Maryland's basketball players had flown 12 hours to get here Wednesday, were bused straight to the University of Alaska-Anchorage's gymnasium for practice and now, finally, were headed for the bus that would take them to their hotel for some rest.

But as they made their way outside into the Alaskan heat wave -- temperature 32 degrees -- word suddenly came from inside: "Coach wants everybody back."

And so, wearily, the Terrapins went back inside for some final words from Coach Lefty Driesell. "This isn't like last year where we had everybody back," Adrian Branch said later. "Coach knows he's going to find out a lot about us this weekend. He's ready to go."

Driesell and his players will have to be ready Friday when they open their season against No. 19 Kansas at 8 p.m. EST in the opening round of the seventh annual Great Alaskan Shootout. The Jayhawks, 22-10 a season ago, have added 6-foot-10 freshman Danny Manning, a do-it-all big man who already is being compared to Earvin (Magic) Johnson and Larry Bird.
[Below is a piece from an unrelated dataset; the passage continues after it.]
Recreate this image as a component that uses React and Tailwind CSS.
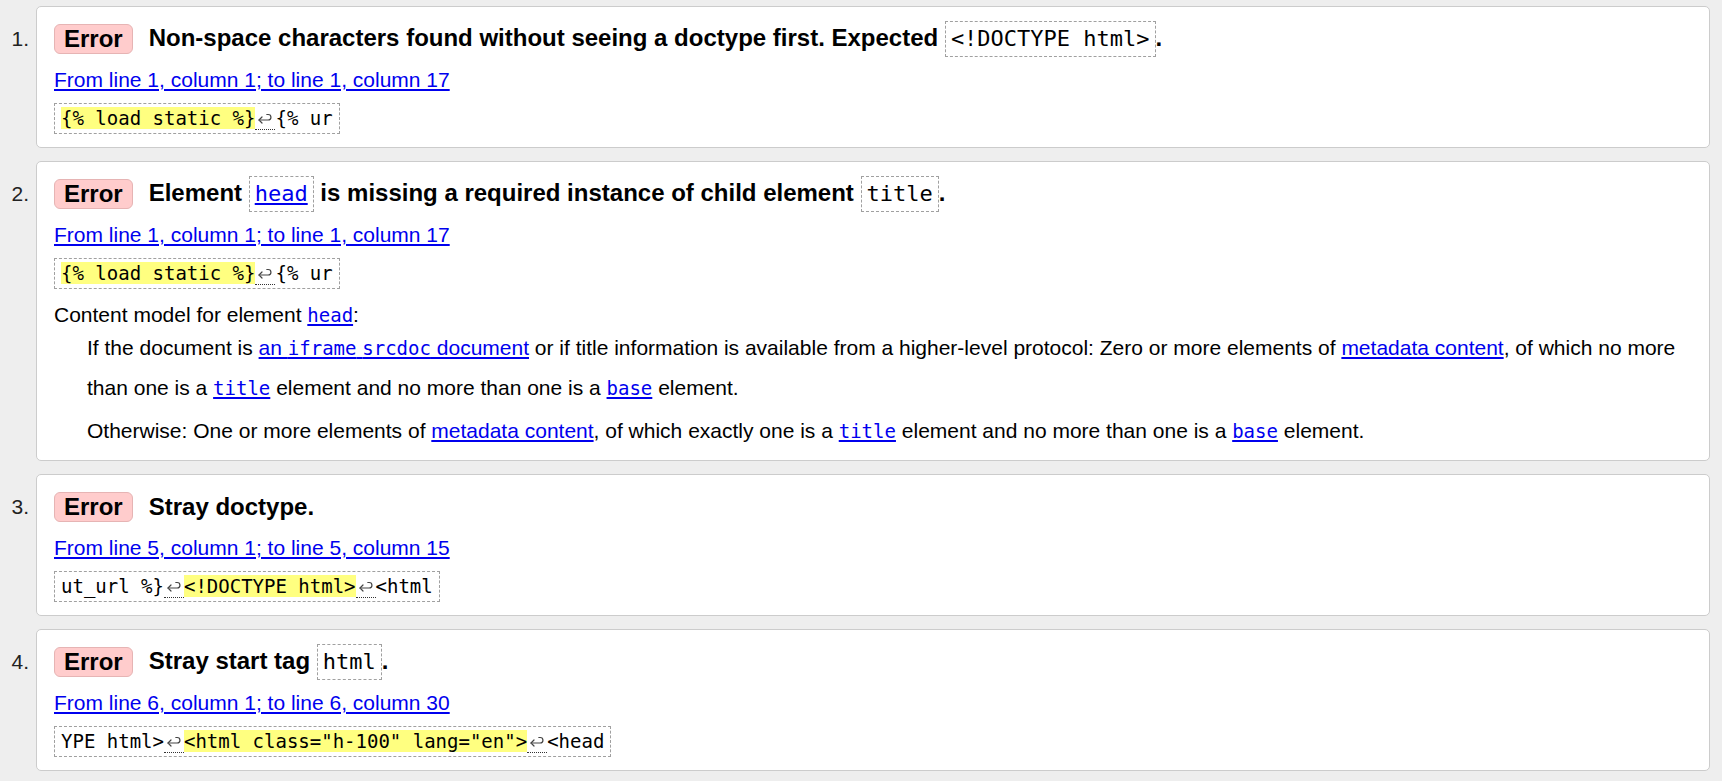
const mono = "font-[DejaVu_Sans_Mono,monospace] font-normal";
const link = "text-[#0000ee] underline";

// line break marker inside the source extract
function Lf() {
  return (
    <span className="border-b border-dotted border-[#333] px-[2px]">
      <svg
        className="inline-block align-[-1px]"
        width="16"
        height="14"
        viewBox="0 0 16 14"
        fill="none"
        stroke="#444"
        strokeWidth="1.2"
        strokeLinecap="round"
        strokeLinejoin="round"
      >
        <path d="M2 8H11.2A2.75 2.75 0 0 0 11.2 2.5H9.8" />
        <path d="M5 5L2 8L5 11" />
      </svg>
    </span>
  );
}

function Hl({ children }) {
  return <mark className="bg-[#ffff80] text-black">{children}</mark>;
}

function HeadCode({ children, href }) {
  return (
    <code
      className={`inline-block border border-dashed border-[#a0a0a0] px-[5px] text-[22px] leading-[34px] ${mono}`}
    >
      {href ? <a className={link}>{children}</a> : children}
    </code>
  );
}

function Extract({ children }) {
  return (
    <div className="mt-[11px] flex">
      <code
        className={`inline-block whitespace-pre border border-dashed border-[#a0a0a0] px-[6px] py-[3px] text-[19px] leading-[23px] ${mono}`}
      >
        {children}
      </code>
    </div>
  );
}

function ErrorItem({ n, message, location, extract, children, last = "pb-[13px]" }) {
  return (
    <li className="flex">
      <div className="w-[36px] shrink-0 pt-[15px] pr-[7px] text-right leading-[36px] text-[#222]">
        {n}.
      </div>
      <div className={`flex-1 rounded-[5px] border border-[#cccccc] bg-white px-[17px] pt-[14px] ${last}`}>
        <div className="flex h-[36px] items-center">
          <span className="rounded-[6px] border border-[#e6b4b4] bg-[#ffcccc] px-[9px] text-[24px] font-bold leading-[28px]">
            Error
          </span>
          <p className="ml-[16px] text-[24px] font-bold leading-[24px]">{message}</p>
        </div>
        <p className="mt-[11px] leading-[24px]">
          <a className={link}>{location}</a>
        </p>
        <Extract>{extract}</Extract>
        {children}
      </div>
    </li>
  );
}

export default function App() {
  return (
    <div className="min-h-screen bg-[#eeeeee] pt-[6px] pr-[12px] pb-[10px] font-[Liberation_Sans,Arial,sans-serif] text-[21px] text-black">
      <ol className="flex flex-col gap-[13px]">
        <ErrorItem
          n={1}
          message={
            <>
              Non-space characters found without seeing a doctype first. Expected{" "}
              <HeadCode>&lt;!DOCTYPE html&gt;</HeadCode>.
            </>
          }
          location="From line 1, column 1; to line 1, column 17"
          extract={
            <>
              <Hl>{"{% load static %}"}</Hl>
              <Lf />
              {"{% ur"}
            </>
          }
        />
        <ErrorItem
          n={2}
          last="pb-[9px]"
          message={
            <>
              Element <HeadCode href>head</HeadCode> is missing a required instance of child element{" "}
              <HeadCode>title</HeadCode>.
            </>
          }
          location="From line 1, column 1; to line 1, column 17"
          extract={
            <>
              <Hl>{"{% load static %}"}</Hl>
              <Lf />
              {"{% ur"}
            </>
          }
        >
          <p className="mt-[14px] leading-[24px]">
            Content model for element{" "}
            <a className={link}>
              <code className={`text-[19px] ${mono}`}>head</code>
            </a>
            :
          </p>
          <div className="mt-[1px] pl-[33px] leading-[39px]">
            <p>
              If the document is{" "}
              <a className={link}>
                an <code className={`text-[19px] ${mono}`}>iframe</code>{" "}
                <code className={`text-[19px] ${mono}`}>srcdoc</code> document
              </a>{" "}
              or if title information is available from a higher-level protocol: Zero or more elements of{" "}
              <a className={link}>metadata content</a>, of which no more
              <br />
              than one is a{" "}
              <a className={link}>
                <code className={`text-[19px] ${mono}`}>title</code>
              </a>{" "}
              element and no more than one is a{" "}
              <a className={link}>
                <code className={`text-[19px] ${mono}`}>base</code>
              </a>{" "}
              element.
            </p>
            <p className="mt-[3px]">
              Otherwise: One or more elements of <a className={link}>metadata content</a>, of which exactly one is a{" "}
              <a className={link}>
                <code className={`text-[19px] ${mono}`}>title</code>
              </a>{" "}
              element and no more than one is a{" "}
              <a className={link}>
                <code className={`text-[19px] ${mono}`}>base</code>
              </a>{" "}
              element.
            </p>
          </div>
        </ErrorItem>
        <ErrorItem
          n={3}
          message="Stray doctype."
          location="From line 5, column 1; to line 5, column 15"
          extract={
            <>
              {"ut_url %}"}
              <Lf />
              <Hl>{"<!DOCTYPE html>"}</Hl>
              <Lf />
              {"<html"}
            </>
          }
        />
        <ErrorItem
          n={4}
          message={
            <>
              Stray start tag <HeadCode>html</HeadCode>.
            </>
          }
          location="From line 6, column 1; to line 6, column 30"
          extract={
            <>
              {"YPE html>"}
              <Lf />
              <Hl>{'<html class="h-100" lang="en">'}</Hl>
              <Lf />
              {"<head"}
            </>
          }
        />
      </ol>
    </div>
  );
}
Maryland-Kansas will be the third of four games Friday in Sullivan Field House, as seven of the eight participants open their seasons. In the opener (at 11 a.m. Alaska time) second-ranked Illinois, which officially opened the new season Sunday with an impressive victory over fifth-ranked Oklahoma, should have little difficulty with Idaho State, which was 12-20 a season ago and is the only team in the field coming off a losing campaign.

In the second game, Tennessee (21-14) will play Alabama-Birmingham (23-11). After the Terrapins (24-8) play Kansas, Oregon (16-13) will play Alaska-Anchorage (15-13). Maryland is bracketed with Oregon and Alaska-Anchorage and will play one of those teams Saturday, depending on Friday's results. All eight teams play Saturday and Sunday.

"I told the players that if we can win this tournament we'd probably be ranked in the top four or five next week," Driesell said today as his team, ranked No. 22, prepared for Thanksgiving Day practice. "If we beat Kansas, Oregon and Illinois, a lot of people will notice."

Few people will notice if defending national champion Georgetown, the No. 1 team in the nation, wins its two games against non-Division I opposition this weekend. The Hoyas (34-3) open Friday against Hawaii-Hilo, a team they beat by 62 points last November.

Virginia also opens in Hawaii, playing Providence Friday and Davidson Saturday. The University of the District of Columbia is the only Washington-area school opening in the Lower 48, hosting its own tournament Friday with a first-round game against New York Tech.

While college basketball begins in earnest in all 50 states this weekend, a lot of the attention will be here. Though Louisville at Indiana Saturday is the showcase game, the depth of talent in this tournament is impressive. Four of the teams here were in the NCAA tournament last season; two others were in the NIT.

Annually, the field here is strong because the three games do not count against the 28-game NCAA limit, because coaches get a chance to test their teams early away from home and because the chance to venture into the unknown is intriguing.

"For us, this is super," said Kansas Coach Larry Brown. "We want to win, but beyond the winning and losing, we have a lot of young players we want to look at against tough teams now. Let them learn here rather than in league games. Plus, I think just being here is a great experience for all of us."

Brown has three starters back from last season and he has an excellent seven-man freshman class. But the reason his team is receiving so much early attention is Manning.

"I just want to fit in, be a role player, make the team stronger where it wasn't strong last year," Manning said today. "The upperclassmen are the nucleus of this team."

Those are the right things for a freshman to say, but they just aren't true. The leading returning scorer for Kansas is 6-6 junior Calvin Thompson, who averaged 11.3 points per game last season. Greg Dreiling, the 7-foot junior center, averaged 9.7 and lefty jump shooter Ron Kellogg 6.1. In an exhibition game against the Chinese National team, Manning had 19 points and 10 rebounds. He will do a lot right away.

"I'm hoping he'll be a little nervous playing his first college game," Driesell said today as he ate a turkey sandwich before practice. "From what I've seen, he can do about anything: run the court, pass, shoot, rebound. He's a great player."

As Branch points out, the Terrapins are very different from the team that won the Atlantic Coast Conference tournament last winter. Not only are Ben Coleman and Herman Veal gone, the players who are back are being asked to do different things.

Len Bias, who became a star at small forward last season by averaging 15.2 points a game, will have to play big forward, go inside more and rebound more. Branch (13.0 ppg) will have to shoot more with Coleman gone, and pick up some defensive slack. Sophomore Terry Long, who played sparingly, and freshman Derrick Lewis will face bigger players in the middle all season. Example: Friday, the 6-8 Long and 6-7 Lewis will be looking at 7-0 Dreiling and almost 6-11 Manning.